I fear that I have been at least partially misunderstood. I am entirely suspicious of the whole nomenclature of "holy" and "unholy" and would be scared of anyone who saw themselves as being a part of the former group as I might be of the later. I have no opinion about matters who who goes to heaven as I see no evidence for the existence of a heaven. If there is any existence for us after this life, we know so little about it that humility begs for silence on the matter. Speaking of which, I will remain silent on this topic after this short paragraph. Peace.
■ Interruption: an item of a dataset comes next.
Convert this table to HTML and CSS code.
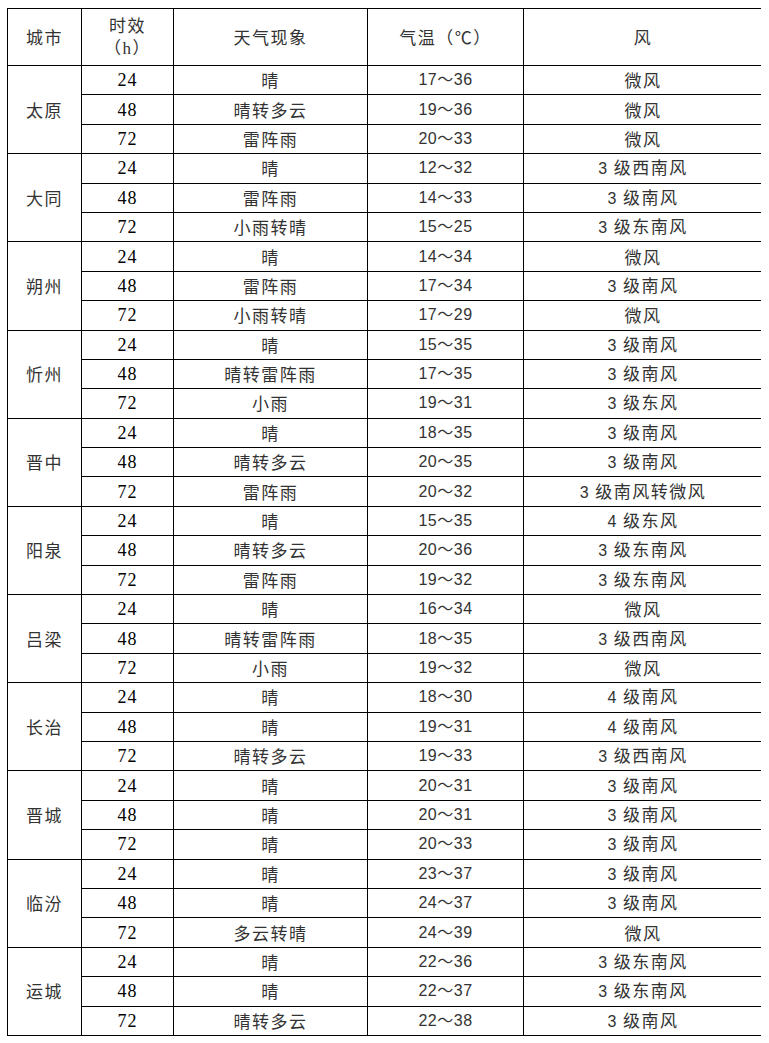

This idea is found in Hinduism with its caste system. It is considered bad karma for someone of a higher caste to take a piece of cooked meat from someone of a lower caste. If the meat is uncooked, however, then that is okay, because by cooking the meat, it will remove the impurities from the individual who was of the lower caste.
Pardon me for being too direct about this Cindi but you appear to be doing exactly what Dr. Hedrick is telling us that a number of translators did which is changing what the apostle did say into what we wish he had said. For me, what Dr. Hedrick is pointing out here goes to the fundamental difference between the message of Jesus and the message of Paul. Of course, the gospels were written after Paul's letters and probably were all written under the influence of Paul's impact on the early church so it is very difficult to get at the message of Jesus minus the taint of Paul's purity concerns.